Even Agriculture Commissioner Sid Miller, a real right-wing nut-job, complained to NPR that "You're already seeing things like bananas, avocados, lemons and limes" go up in price because of this stunt.

The next time your conservative neighbors try to bash Joe Biden on the economy, remind them that it was Greg Abbott alone who cost the state billions of dollars and caused higher inflation on grocery store shelves all to look good to Trump voters when he makes a run for the presidency in 2024.

Thursday, November 25, 2021

The Problem is Lack of Competition

The glass half empty media’s economic headlines are overwhelmingly focused on inflation. But if you look deeper you’ll see there’s plenty of good news. Retail sales rose in October for the third straight month. October job growth was strong and Goldman Sachs is predicting a significant drop in the unemployment rate over the next year. Child poverty dropped by 29% in one month thanks to expanded child tax credit. Thanks to the Biden administration average food stamp benefits increased by more than 25%. Medium and long term interest rates for car and home loans are still rock bottom.

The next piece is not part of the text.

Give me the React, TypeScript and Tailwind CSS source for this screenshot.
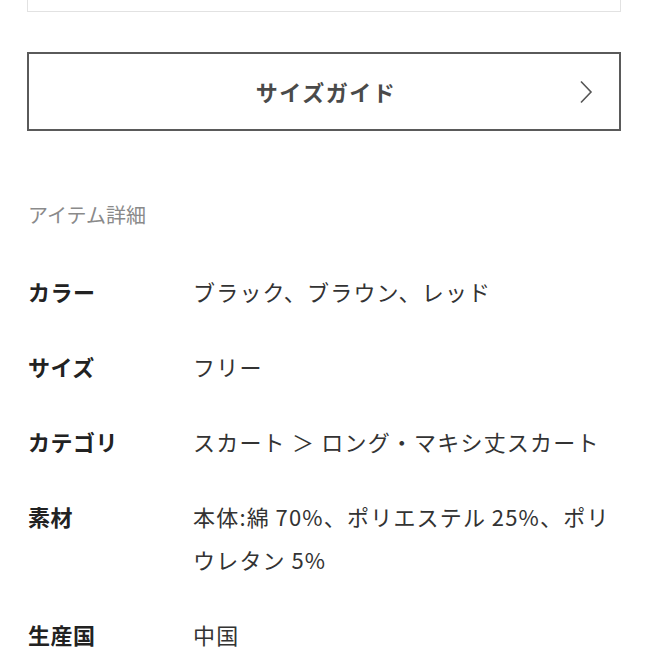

Sure, inflation is real at 6.2% in October. Regardless of that, “It’s safe to say the bottom 40 percent of Americans are definitely better off in the past year from a combination of rising wages and government aid, even with inflation,” University of Massachusetts economist Arindrajit Dube told The Washington Post. Even after you factor in inflation disposable income has been about 9.5 percent higher in 2021 than it was before the coronavirus pandemic according to Julia Coronado, president and founder of MacroPolicy Perspectives.

All this good news and Republicans with the help of the media choose to focus on inflation without bothering to discuss the causes. Why is that? Because they can rile up the public with fear which allows them to obscure things like the fact that the federal minimum wage, which affects millions of Americans, has been $7.25 an hour for over a decade even though we’ve seen significant inflation over that period.

Republican politicians complain of rising fossil fuel prices but don’t say anything about the possible benefits of investment in green energy, or they sound off on rising food prices but fail to mention that climate change is fueling droughts and/or floods that hit farming areas has made food more expensive.

A major reason for price rises is supply bottlenecks as the chair of the Federal Reserve, Jerome Powell, has pointed out. But there’s a deeper structural reason for inflation which is growing worse: the economic concentration of the American economy in the hands of a relative few corporate giants with the power to raise prices. When markets are competitive, companies keep their prices down in order to prevent competitors from grabbing away customers. But they’re raising prices while raking in record profits. The fact that corporate giants like Pepsico announced it was increasing prices, blaming “higher costs for some ingredients, freight and labor” then recorded $3bn in operating profits through September shows that they didn’t have to raise prices. Their supposed competitor Coca-Cola also raised prices at the same time, increasing its profit margins to 28.9%. Such behavior speaks to potential collusion because it doesn’t happen in a truly competitive market.

There’s a similar pattern in energy prices. If energy markets were competitive, once it became clear that demand was growing, producers would have quickly increased production to create more supply. But they didn’t. Industry experts say oil and gas companies saw more profit in letting prices go higher before producing more supply. They can get away with this because big oil and gas producers don’t operate in a competitive market. They can manipulate supply by coordinating among themselves.

Since the 1980s, when the US government all but abandoned antitrust enforcement, two-thirds of all American industries have become more concentrated. Only aggressive use of antitrust law can correct this structural problem. Don’t expect Senators John Cornyn and Ted Cruz to support that approach, it wouldn’ t sit well with their corporate campaign donors.